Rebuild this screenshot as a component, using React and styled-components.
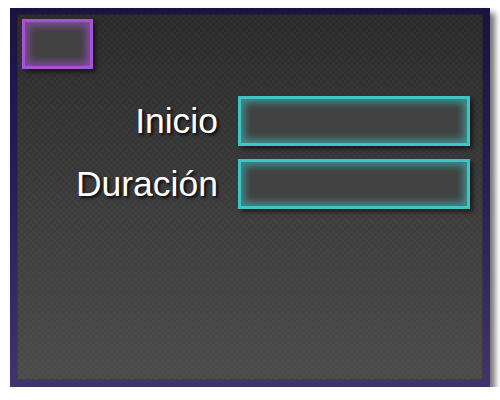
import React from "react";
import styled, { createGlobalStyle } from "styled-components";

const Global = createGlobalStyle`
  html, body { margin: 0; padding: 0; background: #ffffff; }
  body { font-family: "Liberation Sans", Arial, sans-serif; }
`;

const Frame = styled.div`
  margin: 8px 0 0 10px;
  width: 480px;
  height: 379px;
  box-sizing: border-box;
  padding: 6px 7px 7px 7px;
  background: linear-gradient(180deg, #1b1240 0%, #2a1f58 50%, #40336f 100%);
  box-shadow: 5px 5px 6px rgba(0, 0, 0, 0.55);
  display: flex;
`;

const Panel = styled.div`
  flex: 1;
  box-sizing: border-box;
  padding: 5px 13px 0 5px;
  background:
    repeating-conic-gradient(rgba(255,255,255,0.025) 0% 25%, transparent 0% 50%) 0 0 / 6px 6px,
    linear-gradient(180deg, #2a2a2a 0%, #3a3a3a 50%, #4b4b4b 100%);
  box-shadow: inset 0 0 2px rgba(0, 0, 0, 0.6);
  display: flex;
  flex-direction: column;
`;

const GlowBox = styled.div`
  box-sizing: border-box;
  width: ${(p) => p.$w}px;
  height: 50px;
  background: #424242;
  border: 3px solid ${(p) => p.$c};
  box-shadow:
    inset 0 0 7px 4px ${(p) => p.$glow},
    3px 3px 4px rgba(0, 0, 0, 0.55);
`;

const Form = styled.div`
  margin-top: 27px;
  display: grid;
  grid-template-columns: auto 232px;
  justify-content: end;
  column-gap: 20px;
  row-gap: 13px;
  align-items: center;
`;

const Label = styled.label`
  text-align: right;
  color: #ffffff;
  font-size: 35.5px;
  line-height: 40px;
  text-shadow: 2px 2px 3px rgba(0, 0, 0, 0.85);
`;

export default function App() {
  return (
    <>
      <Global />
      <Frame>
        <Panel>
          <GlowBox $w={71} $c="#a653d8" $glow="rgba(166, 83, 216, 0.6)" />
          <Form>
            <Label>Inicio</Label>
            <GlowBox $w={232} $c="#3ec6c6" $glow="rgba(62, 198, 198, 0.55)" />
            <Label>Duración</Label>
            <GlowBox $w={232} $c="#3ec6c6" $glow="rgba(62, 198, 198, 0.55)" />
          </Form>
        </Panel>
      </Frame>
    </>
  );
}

◇ ◇ ◇ ◇

# TASK STATEMENT:
Copy the whole of the material above exactly, but not its images.

# ANSWER FOR THE TASK:
Rebuild this screenshot as a component, using React and styled-components.
import React from "react";
import styled, { createGlobalStyle } from "styled-components";

const Global = createGlobalStyle`
  html, body { margin: 0; padding: 0; background: #ffffff; }
  body { font-family: "Liberation Sans", Arial, sans-serif; }
`;

const Frame = styled.div`
  margin: 8px 0 0 10px;
  width: 480px;
  height: 379px;
  box-sizing: border-box;
  padding: 6px 7px 7px 7px;
  background: linear-gradient(180deg, #1b1240 0%, #2a1f58 50%, #40336f 100%);
  box-shadow: 5px 5px 6px rgba(0, 0, 0, 0.55);
  display: flex;
`;

const Panel = styled.div`
  flex: 1;
  box-sizing: border-box;
  padding: 5px 13px 0 5px;
  background:
    repeating-conic-gradient(rgba(255,255,255,0.025) 0% 25%, transparent 0% 50%) 0 0 / 6px 6px,
    linear-gradient(180deg, #2a2a2a 0%, #3a3a3a 50%, #4b4b4b 100%);
  box-shadow: inset 0 0 2px rgba(0, 0, 0, 0.6);
  display: flex;
  flex-direction: column;
`;

const GlowBox = styled.div`
  box-sizing: border-box;
  width: ${(p) => p.$w}px;
  height: 50px;
  background: #424242;
  border: 3px solid ${(p) => p.$c};
  box-shadow:
    inset 0 0 7px 4px ${(p) => p.$glow},
    3px 3px 4px rgba(0, 0, 0, 0.55);
`;

const Form = styled.div`
  margin-top: 27px;
  display: grid;
  grid-template-columns: auto 232px;
  justify-content: end;
  column-gap: 20px;
  row-gap: 13px;
  align-items: center;
`;

const Label = styled.label`
  text-align: right;
  color: #ffffff;
  font-size: 35.5px;
  line-height: 40px;
  text-shadow: 2px 2px 3px rgba(0, 0, 0, 0.85);
`;

export default function App() {
  return (
    <>
      <Global />
      <Frame>
        <Panel>
          <GlowBox $w={71} $c="#a653d8" $glow="rgba(166, 83, 216, 0.6)" />
          <Form>
            <Label>Inicio</Label>
            <GlowBox $w={232} $c="#3ec6c6" $glow="rgba(62, 198, 198, 0.55)" />
            <Label>Duración</Label>
            <GlowBox $w={232} $c="#3ec6c6" $glow="rgba(62, 198, 198, 0.55)" />
          </Form>
        </Panel>
      </Frame>
    </>
  );
}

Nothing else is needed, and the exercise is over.